Violence tortures me. I hate it, I run away from it; I try to avoid it as much as I can. Violence is my weakest spot, be it physical or hidden in the spoken word. I turn off the TV when I see it, or I change the channel. I skipped classes when my teachers/professors were too aggressive, I gave up my pride, my point of view when my friends were too violent in their language. I withdraw in myself. In 90% of the cases, I run away. Because violence is my torture, the thing that I hate the most, the thing that I cannot face. Sometimes I answer through violence. And I hate myself when I do this. I wish we could live in a peaceful world, without wars, fights, violence….

“It was thirty minutes before anyone appeared in the street.  They spoke in whispers.  As they approached the cantina one of the men from inside appeared in the doorway like a bloody apparition.  He had been scalped and the blood was all run down into his eyes and he was holding shut a huge hole in his chest where pink froth breathed in and out.  One of the citizens laid a hand on his shoulder.
A donde vas?

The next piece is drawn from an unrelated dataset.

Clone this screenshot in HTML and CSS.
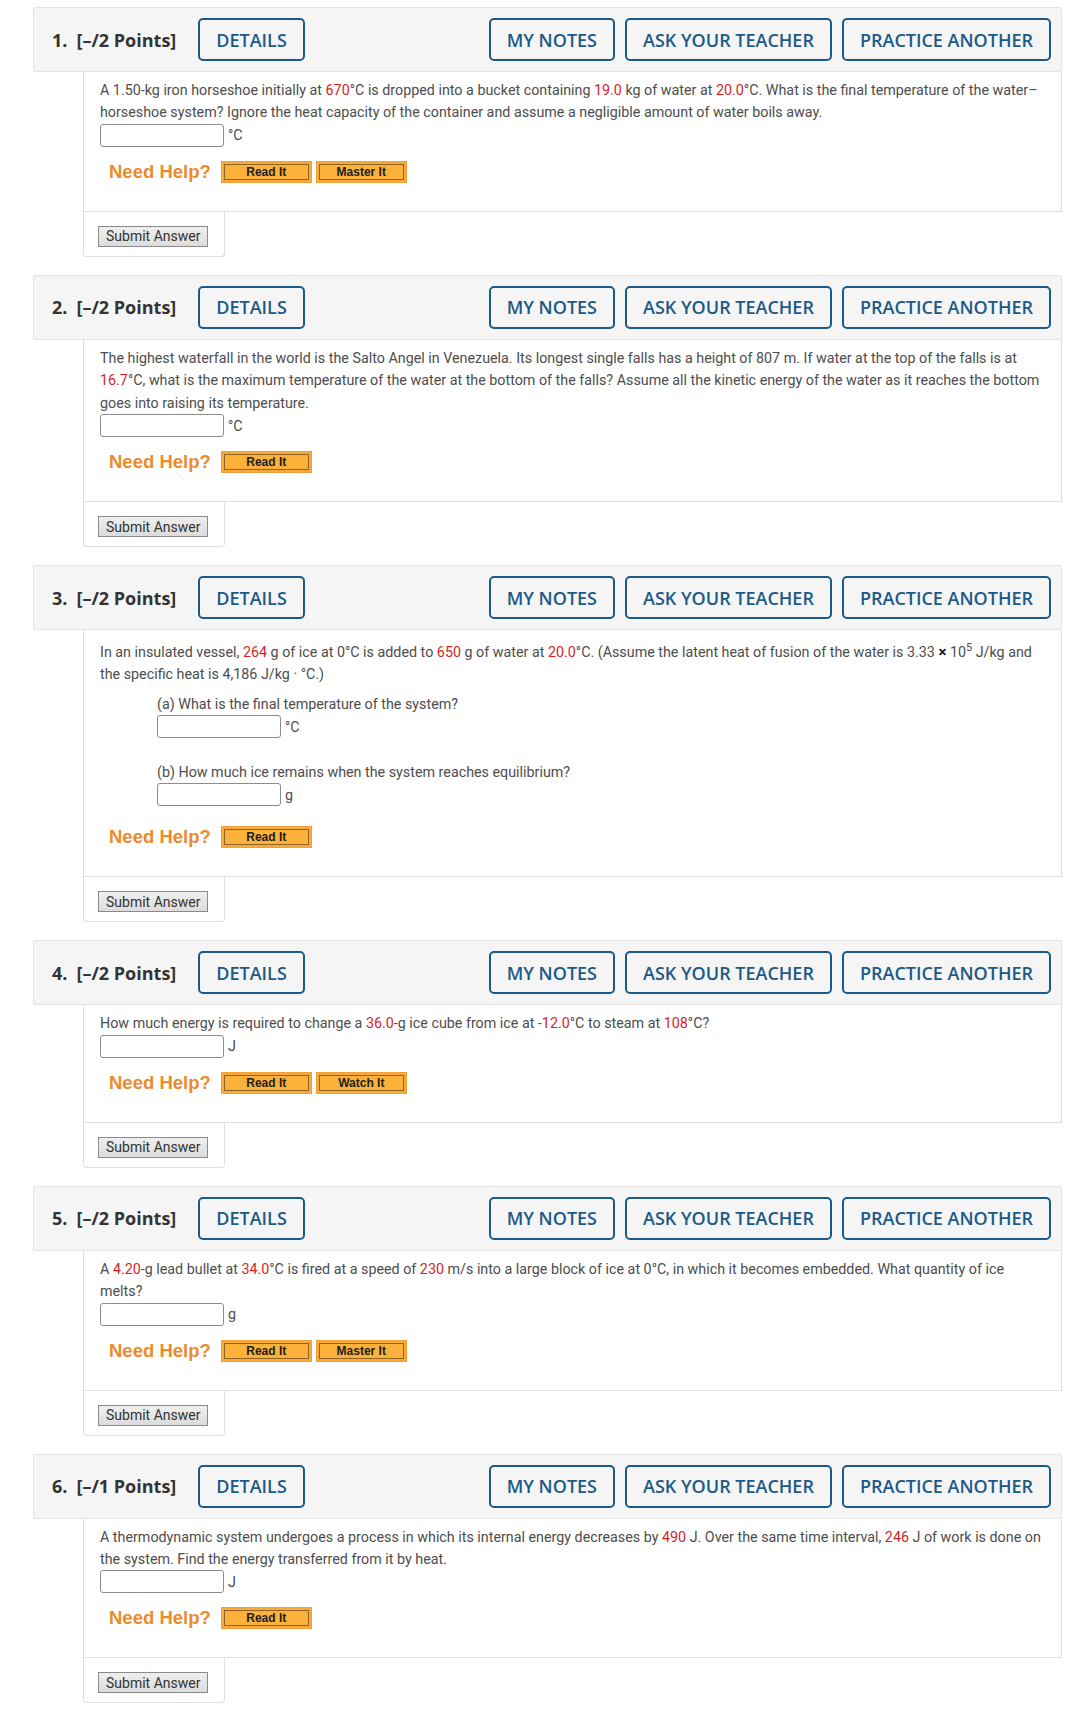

He said.
A casa, said the man.” (190)

So how the hell can I read and choose him?

I strongly believe we are our choices. And as this book points out, human beings are beasts. It is in our nature – Americans, Romanians, Chinese, Russians – to be driven by evil, to hit, to kill, to hurt the one next to us. We are selfish beings, animals, and most of us are unable to see the Other, be it male or female, husband or wife, mother, father, friend, sister or brother. We see ourselves as the Universe, either we acknowledge this or not, and nobody and nothing else, except our needs, matter. In our road to success, or growing up, we leave behind dreams, people, principles. We blame the others, rarely ourselves. We lack time to try to see through their eyes. And we become the things that we hated the most. In our way to conquer civilization.  

Cormac McCarthy is a highly intellectual writer. His prose is filled with symbols from various areas, and in order to really understand him you need some help – history books, knowledge of Spanish, German, philosophy, religion. He is one of the most lyrical writers that I have ever known. And at the same time, Blood Meridian is by far the most violent book that I have ever read, and one of the most shocking. It was really difficult to digest, to understand, and way too often it was unbearable. It was also difficult when it came to vocabulary, to syntax, to style. After I had finished it, I didn’t know what I want to do next: to start all over again, so I can understand it better, or I felt happy that it was over, no more massacres, deaths, killings …


I don’t know how many can read such a book because of its violence and language, but I know for sure that this novel goes beyond literature. Man is war, man is destruction, man is chaos. And still, I stubbornly believe that there is a glimpse of hope for this world. Because violence is my torture.